Here are the 5 best lines

In Situ
In Situ
Patricia Chang

NY Times dining critic Pete Wells has made a name for himself through his poetic reviews, which are often equal parts playful and damning. Now he’s come to San Francisco to ply his trade, visiting In Situ, the newly-opened restaurant from chef Corey Lee (Benu).

Located in the redesigned SFMOMA, In Situ’s unique menu and concept (a term about which Wells says " for once, the industry jargon is apt") offers diners the opportunity to try dishes from renowned chefs all over the world. It’s a new way to express food as art, though the critic avoids wading into that debate, saying "Whether that means food is or is not art is something you can talk about over a sticky glass of Madeira from D’Oliveiras at the end of the meal." And while the critic didn't award any stars (perhaps it's too far out of his jurisdiction), he had some salient observations to share.

On whether the menu is cohesive:
"Two points about this lunch struck me. First, everything was delicious. Second, the flavors veered wildly different from dish to dish — they were, so to speak, all over the map — and it didn’t matter."

On needing the context of the original restaurant to understand a dish:
"I didn’t get any of that eating sheep’s milk yogurt and wood-sorrel ice as I sat across Third Street from the Metreon shopping mall. But I didn’t mind having the dessert taken out of the context of Noma any more than I mind streaming "Drunk in Love" on a playlist that takes it out of the context of Beyoncé’s fifth studio album."

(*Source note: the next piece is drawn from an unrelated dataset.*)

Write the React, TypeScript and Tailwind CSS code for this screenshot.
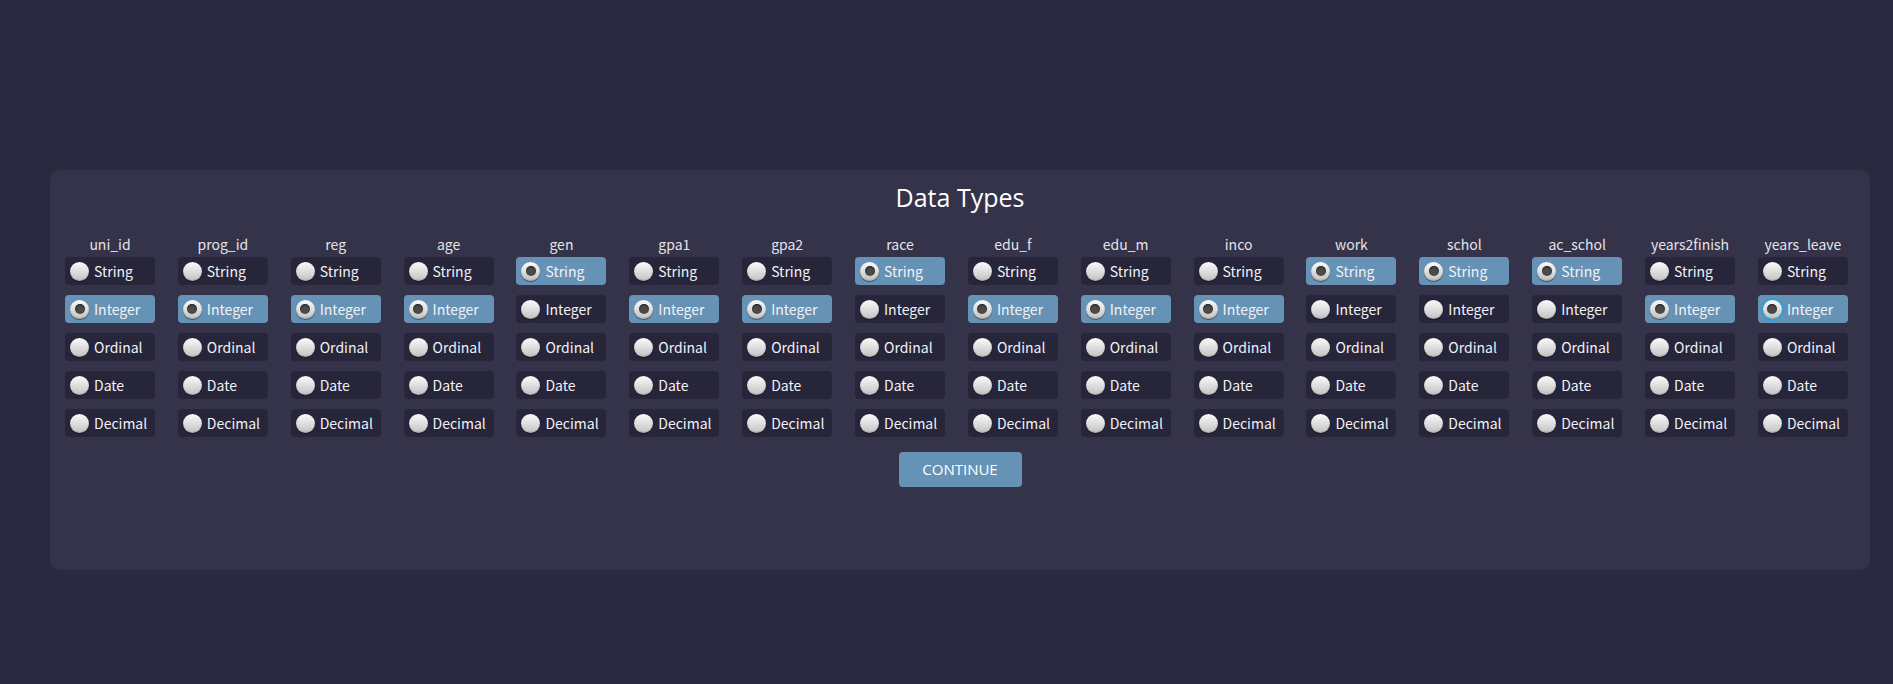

On what the restaurant means for culture:
"One thing In Situ proves, just by existing, is that certain chefs are now cultural figures in a sense that once applied only to practitioners of what used to be called high culture: literature, concert music, avant-garde painting."

On the extension of a chef's point-of-view, via their food:
"In Situ makes a good case that restaurant food can be highly expressive of an individual chef’s sensibility and of the sensibility of a particular place and time."

The takeaway:
"By avoiding originality, In Situ is the most original new restaurant in the country."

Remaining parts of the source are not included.